Ces petites scènes de la vie quotidienne ont pour la plupart eu lieu dans «ma» ville: Bienne. Quelque 55 000 habitants. Un modèle d’une commune multi-ethnique qui a prospéré grâce à l’apport successif de travailleurs du Seeland, du Jura, de Toscane et des Pouilles, d’Andalousie et de Galice, du Portugal, de Serbie et du Kosovo. Où l’école et l’entreprise ont été de formidables lieux d’intégration – sans oublier les nombreux clubs sportifs, les fanfares et les troupes de théâtre, les bistrots et même les cimetières.

Une politique intelligente en matière de logements avait jusqu’alors évité la création de «ghettos» ethniques.

Mais parfois, j’ai des doutes. Au nom du magnifique multiculturalisme dont je suis un fruit, certains semblent prêts à renier leurs valeurs et à céder au mortifère relativisme culturel. N’osent plus dire que certains principes, acquis au terme de longues luttes, et souvent encore fragiles, ne sont pas négociables. Par exemple l’égalité entre hommes et femmes (il y a du boulot!), la lutte contre l’homophobie, l’antisémitisme et toutes les formes de xénophobie, la dénonciation des dérives communautaristes et par exemple la réaffirmation que dans une civilisation des Lumières, la Loi prime sur la foi.

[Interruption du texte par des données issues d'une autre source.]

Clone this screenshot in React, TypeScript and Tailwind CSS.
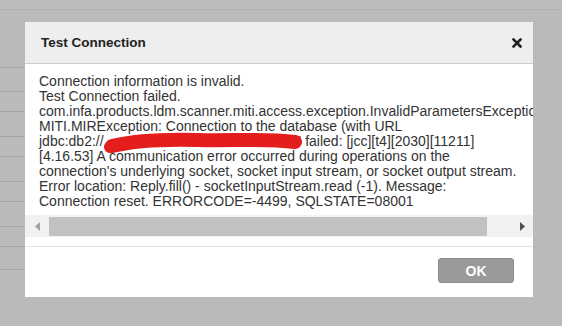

Il y a cinquante ans presque jour pour jour, j’avais sans le demander débarqué dans cette ville à mes yeux exemplaire: ouverte, modeste, laborieuse et innovante.

Mais cette image engageante ne doit pas masquer une triste réalité: à force de sectarisme et de revendications impossibles à justifier, une grosse poignée d’islamistes radicaux nous pourrissent l’existence au quotidien et donnent une image désastreuse de l’écrasante majorité de celles et ceux qui voudraient simplement pratiquer leur religion discrètement.

Ou qui s’y réfèrent pour des raisons purement culturelles. J’en fais partie. Car je le confesse. Je n’ai de profondément musulman que deux particularités: mon prénom, qui est bigrement typé, et mon prépuce, qui est pareillement coupé.